TASK TO CARRY OUT:
Only the lines from the one containing "What React, TypeScript" through the one containing "import React from 'react';" should be duplicated, exactly as they appear. Pictures are to be left out.
━━━━━ DATASET EXCERPTS ━━━━━
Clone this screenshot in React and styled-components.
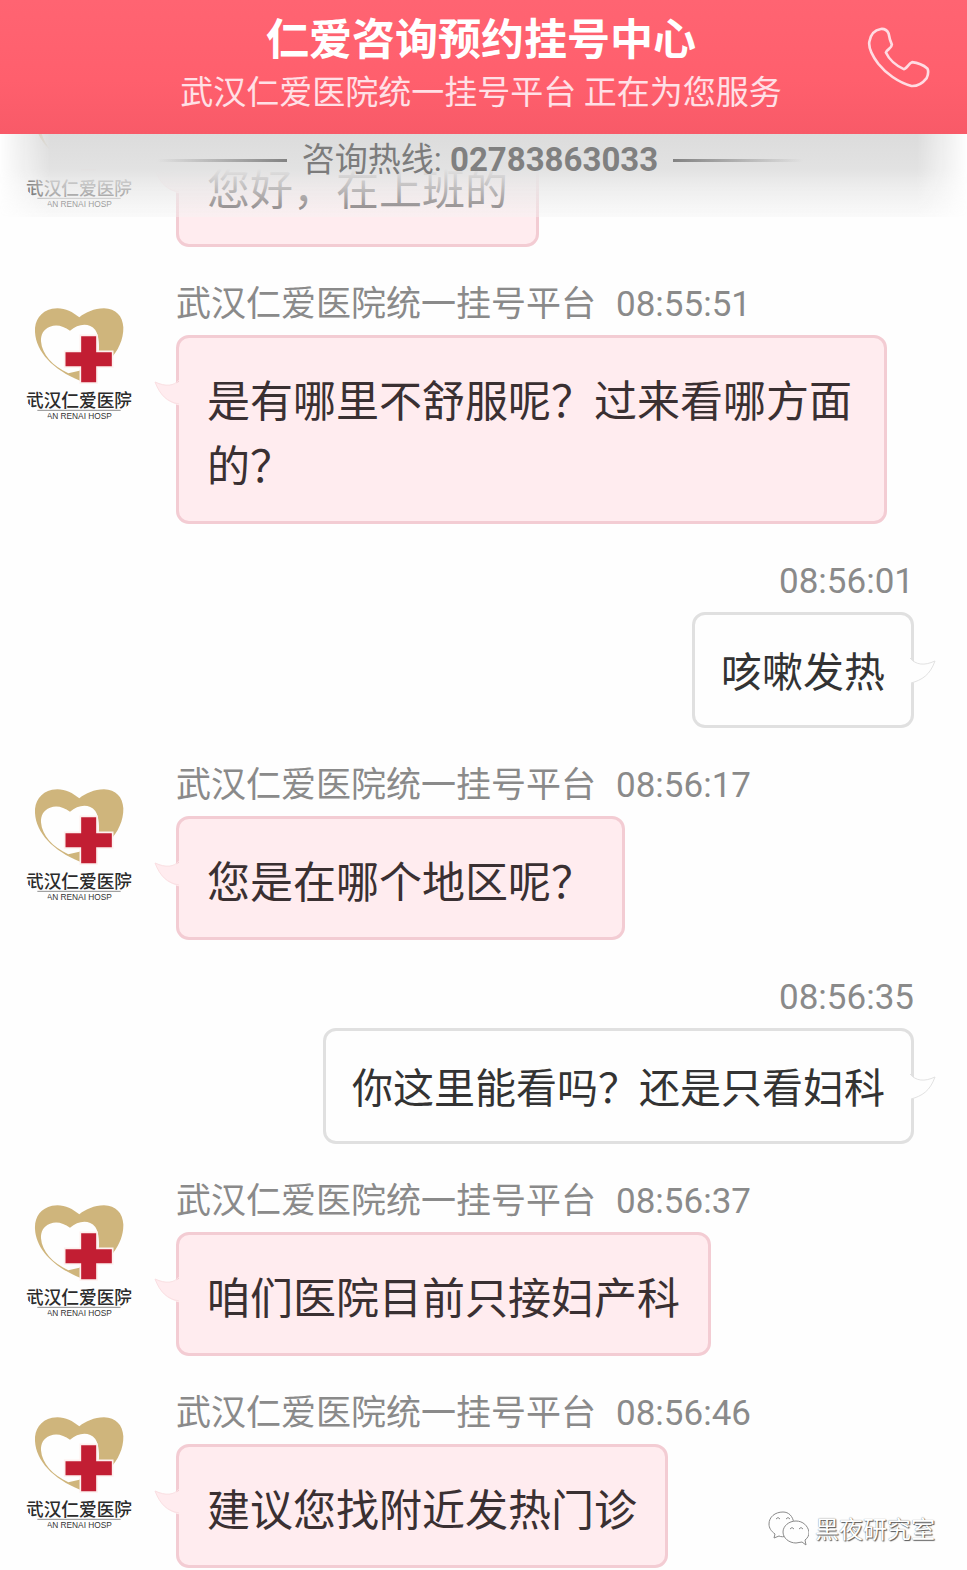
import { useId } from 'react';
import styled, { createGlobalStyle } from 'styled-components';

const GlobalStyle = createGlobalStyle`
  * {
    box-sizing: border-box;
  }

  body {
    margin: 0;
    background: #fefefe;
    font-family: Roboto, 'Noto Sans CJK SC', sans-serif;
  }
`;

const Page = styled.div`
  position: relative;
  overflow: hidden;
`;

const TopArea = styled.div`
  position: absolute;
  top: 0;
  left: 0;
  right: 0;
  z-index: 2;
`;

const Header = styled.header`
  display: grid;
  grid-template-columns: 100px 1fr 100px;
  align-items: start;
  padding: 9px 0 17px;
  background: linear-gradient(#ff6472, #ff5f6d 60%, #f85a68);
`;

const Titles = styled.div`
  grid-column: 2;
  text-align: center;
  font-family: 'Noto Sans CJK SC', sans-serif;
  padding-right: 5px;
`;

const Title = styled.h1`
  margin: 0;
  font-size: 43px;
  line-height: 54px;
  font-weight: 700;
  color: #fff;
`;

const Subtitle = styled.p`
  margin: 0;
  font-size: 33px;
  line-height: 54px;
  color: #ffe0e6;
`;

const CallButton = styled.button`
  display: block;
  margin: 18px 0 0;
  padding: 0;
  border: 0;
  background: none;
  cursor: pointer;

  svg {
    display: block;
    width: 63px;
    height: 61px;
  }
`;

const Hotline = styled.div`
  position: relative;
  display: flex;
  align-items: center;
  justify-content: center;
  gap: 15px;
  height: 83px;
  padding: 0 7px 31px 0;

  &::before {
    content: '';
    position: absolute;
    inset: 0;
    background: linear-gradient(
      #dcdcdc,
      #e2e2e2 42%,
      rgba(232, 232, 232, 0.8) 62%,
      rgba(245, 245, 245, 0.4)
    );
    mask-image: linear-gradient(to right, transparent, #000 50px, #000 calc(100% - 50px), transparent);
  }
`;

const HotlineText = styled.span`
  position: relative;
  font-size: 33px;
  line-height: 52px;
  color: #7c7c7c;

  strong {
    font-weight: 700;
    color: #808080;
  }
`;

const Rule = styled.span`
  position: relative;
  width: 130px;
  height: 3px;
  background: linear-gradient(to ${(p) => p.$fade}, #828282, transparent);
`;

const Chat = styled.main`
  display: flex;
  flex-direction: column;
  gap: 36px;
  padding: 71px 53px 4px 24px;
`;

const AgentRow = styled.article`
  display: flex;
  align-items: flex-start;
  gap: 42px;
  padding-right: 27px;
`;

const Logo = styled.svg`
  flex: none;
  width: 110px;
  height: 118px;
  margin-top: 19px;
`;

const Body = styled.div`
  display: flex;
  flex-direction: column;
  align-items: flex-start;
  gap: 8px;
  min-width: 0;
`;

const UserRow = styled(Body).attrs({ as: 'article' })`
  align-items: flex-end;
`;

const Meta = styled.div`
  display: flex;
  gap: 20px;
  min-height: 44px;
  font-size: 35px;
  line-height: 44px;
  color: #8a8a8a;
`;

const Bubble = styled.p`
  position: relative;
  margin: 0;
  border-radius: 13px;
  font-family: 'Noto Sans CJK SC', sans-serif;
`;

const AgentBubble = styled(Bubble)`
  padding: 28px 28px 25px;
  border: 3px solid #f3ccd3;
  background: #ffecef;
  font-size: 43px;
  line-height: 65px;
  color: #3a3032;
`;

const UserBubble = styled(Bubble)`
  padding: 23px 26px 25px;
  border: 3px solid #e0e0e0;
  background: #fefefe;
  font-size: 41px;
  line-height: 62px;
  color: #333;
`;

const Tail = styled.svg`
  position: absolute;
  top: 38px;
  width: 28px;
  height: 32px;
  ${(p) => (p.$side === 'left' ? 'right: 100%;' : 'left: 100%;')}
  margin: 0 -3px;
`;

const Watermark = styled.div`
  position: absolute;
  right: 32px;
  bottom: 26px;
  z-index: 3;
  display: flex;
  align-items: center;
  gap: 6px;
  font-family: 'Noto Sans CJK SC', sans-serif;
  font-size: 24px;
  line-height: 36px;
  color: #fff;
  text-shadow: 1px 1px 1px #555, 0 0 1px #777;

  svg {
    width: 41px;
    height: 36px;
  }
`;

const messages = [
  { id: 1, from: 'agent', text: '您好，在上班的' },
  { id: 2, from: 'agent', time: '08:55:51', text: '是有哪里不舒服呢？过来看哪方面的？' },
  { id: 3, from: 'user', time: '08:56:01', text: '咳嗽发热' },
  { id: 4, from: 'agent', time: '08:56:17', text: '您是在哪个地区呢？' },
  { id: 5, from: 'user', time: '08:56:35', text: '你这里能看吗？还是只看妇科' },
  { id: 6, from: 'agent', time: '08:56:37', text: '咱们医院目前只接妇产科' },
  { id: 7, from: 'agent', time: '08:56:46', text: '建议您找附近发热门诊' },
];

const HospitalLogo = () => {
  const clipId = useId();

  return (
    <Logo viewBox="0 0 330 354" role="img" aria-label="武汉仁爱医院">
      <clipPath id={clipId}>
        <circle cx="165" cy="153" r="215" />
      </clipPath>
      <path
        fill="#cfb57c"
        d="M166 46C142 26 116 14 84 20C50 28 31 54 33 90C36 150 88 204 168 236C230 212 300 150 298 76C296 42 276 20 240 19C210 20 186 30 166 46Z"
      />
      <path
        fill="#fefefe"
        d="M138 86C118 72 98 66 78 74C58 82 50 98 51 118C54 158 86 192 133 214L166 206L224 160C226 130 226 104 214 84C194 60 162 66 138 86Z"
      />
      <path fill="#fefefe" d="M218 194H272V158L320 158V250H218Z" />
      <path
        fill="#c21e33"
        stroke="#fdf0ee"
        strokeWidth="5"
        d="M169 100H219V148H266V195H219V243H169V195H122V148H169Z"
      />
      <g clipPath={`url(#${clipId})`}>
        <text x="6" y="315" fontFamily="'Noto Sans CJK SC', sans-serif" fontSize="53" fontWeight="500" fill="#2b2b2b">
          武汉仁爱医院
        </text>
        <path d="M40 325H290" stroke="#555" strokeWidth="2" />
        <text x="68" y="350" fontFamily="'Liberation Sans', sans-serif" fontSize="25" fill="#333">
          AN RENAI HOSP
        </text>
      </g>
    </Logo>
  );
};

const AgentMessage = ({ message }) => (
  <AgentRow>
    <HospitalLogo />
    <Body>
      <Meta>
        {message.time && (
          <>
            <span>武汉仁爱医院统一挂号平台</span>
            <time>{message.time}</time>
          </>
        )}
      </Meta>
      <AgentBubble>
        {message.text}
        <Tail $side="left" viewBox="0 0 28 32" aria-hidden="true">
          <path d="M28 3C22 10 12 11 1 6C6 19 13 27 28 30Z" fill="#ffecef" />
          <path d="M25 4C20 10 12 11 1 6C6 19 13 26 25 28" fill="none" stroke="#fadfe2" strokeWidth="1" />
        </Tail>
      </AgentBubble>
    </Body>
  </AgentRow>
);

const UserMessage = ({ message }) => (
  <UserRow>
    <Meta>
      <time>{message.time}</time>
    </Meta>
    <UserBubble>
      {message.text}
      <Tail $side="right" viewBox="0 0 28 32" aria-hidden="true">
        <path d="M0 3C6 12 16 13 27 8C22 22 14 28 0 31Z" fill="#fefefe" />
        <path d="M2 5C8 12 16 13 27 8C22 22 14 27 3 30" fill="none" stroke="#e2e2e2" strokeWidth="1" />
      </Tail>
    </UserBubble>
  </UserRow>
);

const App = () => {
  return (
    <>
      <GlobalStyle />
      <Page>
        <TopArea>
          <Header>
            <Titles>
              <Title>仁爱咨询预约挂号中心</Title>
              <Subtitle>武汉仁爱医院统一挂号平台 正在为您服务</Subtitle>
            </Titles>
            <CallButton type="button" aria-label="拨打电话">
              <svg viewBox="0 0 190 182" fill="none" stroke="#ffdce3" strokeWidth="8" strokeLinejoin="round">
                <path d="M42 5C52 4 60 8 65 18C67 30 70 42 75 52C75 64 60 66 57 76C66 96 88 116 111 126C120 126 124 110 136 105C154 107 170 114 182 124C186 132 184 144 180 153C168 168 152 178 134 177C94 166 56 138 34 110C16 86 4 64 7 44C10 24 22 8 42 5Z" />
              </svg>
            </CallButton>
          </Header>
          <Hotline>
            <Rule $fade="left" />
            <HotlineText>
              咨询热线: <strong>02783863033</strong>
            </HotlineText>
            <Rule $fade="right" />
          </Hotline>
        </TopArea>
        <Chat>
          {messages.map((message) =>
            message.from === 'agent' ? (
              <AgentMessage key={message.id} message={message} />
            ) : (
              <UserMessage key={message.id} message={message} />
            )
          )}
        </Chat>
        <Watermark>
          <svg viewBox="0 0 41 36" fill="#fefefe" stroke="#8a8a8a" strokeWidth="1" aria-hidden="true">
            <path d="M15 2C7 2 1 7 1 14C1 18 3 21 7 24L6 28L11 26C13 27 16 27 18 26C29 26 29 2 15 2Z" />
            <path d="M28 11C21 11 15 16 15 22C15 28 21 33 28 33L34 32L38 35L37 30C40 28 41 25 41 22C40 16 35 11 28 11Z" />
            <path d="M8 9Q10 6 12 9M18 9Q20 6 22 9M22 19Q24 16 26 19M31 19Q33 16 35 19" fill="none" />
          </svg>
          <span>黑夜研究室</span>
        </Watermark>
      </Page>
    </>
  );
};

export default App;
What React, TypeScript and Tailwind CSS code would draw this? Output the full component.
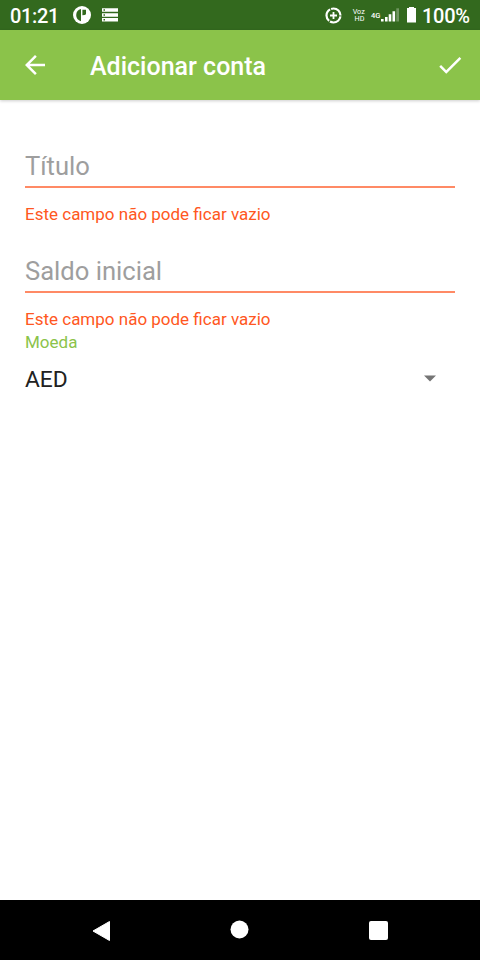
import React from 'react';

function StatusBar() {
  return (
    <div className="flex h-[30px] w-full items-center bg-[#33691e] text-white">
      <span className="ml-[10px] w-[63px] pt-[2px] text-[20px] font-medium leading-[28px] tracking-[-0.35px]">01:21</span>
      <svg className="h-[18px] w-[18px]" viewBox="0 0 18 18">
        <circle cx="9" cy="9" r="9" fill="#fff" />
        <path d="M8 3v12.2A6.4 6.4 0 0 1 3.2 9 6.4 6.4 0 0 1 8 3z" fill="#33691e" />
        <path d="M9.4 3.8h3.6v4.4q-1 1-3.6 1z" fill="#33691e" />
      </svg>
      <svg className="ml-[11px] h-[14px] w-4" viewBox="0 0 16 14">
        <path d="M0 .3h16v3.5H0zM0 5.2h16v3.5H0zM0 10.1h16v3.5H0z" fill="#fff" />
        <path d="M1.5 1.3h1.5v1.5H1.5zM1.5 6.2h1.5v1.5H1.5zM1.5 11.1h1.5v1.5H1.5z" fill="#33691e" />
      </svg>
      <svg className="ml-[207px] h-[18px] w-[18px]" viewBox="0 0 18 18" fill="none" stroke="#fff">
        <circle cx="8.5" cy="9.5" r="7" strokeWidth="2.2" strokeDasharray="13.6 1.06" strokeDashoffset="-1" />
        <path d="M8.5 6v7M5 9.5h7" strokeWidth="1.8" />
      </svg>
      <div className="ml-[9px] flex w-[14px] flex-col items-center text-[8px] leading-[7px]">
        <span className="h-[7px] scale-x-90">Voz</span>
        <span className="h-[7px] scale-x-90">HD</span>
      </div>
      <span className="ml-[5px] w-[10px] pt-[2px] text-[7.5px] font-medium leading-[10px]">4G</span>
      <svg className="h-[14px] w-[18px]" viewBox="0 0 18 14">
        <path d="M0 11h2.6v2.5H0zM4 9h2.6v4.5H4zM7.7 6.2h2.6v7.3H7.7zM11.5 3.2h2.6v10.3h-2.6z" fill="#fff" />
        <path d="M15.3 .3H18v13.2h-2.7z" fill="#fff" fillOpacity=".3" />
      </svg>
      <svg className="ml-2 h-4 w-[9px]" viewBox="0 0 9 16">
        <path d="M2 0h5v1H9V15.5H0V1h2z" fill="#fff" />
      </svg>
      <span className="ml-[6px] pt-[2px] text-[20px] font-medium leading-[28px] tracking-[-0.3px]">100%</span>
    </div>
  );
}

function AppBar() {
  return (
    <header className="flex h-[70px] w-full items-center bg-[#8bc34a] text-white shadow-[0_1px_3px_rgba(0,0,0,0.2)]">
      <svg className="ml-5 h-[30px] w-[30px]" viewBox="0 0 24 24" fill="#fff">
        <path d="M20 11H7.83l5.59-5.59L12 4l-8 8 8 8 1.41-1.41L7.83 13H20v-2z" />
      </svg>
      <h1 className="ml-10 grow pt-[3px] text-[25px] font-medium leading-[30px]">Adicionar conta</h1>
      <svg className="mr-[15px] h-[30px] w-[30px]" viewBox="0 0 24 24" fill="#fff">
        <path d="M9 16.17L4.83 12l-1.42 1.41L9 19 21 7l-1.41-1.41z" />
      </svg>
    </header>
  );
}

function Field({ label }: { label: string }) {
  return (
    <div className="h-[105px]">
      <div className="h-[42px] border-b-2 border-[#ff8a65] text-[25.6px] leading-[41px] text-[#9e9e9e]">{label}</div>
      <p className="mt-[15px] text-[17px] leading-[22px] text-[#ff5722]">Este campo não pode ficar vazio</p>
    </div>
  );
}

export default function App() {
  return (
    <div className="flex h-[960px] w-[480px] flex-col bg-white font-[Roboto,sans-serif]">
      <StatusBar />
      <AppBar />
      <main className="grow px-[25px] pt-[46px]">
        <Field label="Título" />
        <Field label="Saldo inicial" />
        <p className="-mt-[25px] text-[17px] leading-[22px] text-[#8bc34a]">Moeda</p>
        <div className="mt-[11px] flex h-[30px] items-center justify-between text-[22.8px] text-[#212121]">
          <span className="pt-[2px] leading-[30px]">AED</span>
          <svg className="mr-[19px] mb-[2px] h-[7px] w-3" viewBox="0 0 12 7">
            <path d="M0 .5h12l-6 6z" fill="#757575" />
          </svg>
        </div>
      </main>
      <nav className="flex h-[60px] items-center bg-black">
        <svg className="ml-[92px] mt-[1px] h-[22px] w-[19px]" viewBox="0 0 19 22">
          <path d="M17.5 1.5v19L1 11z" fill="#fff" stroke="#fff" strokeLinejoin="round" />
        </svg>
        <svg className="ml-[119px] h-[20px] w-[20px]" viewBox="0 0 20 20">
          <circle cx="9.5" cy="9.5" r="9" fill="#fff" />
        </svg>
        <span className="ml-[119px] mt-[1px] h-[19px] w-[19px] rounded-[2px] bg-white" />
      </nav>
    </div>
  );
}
━━━━━
EXERCISE RESPONSE:
What React, TypeScript and Tailwind CSS code would draw this? Output the full component.
import React from 'react';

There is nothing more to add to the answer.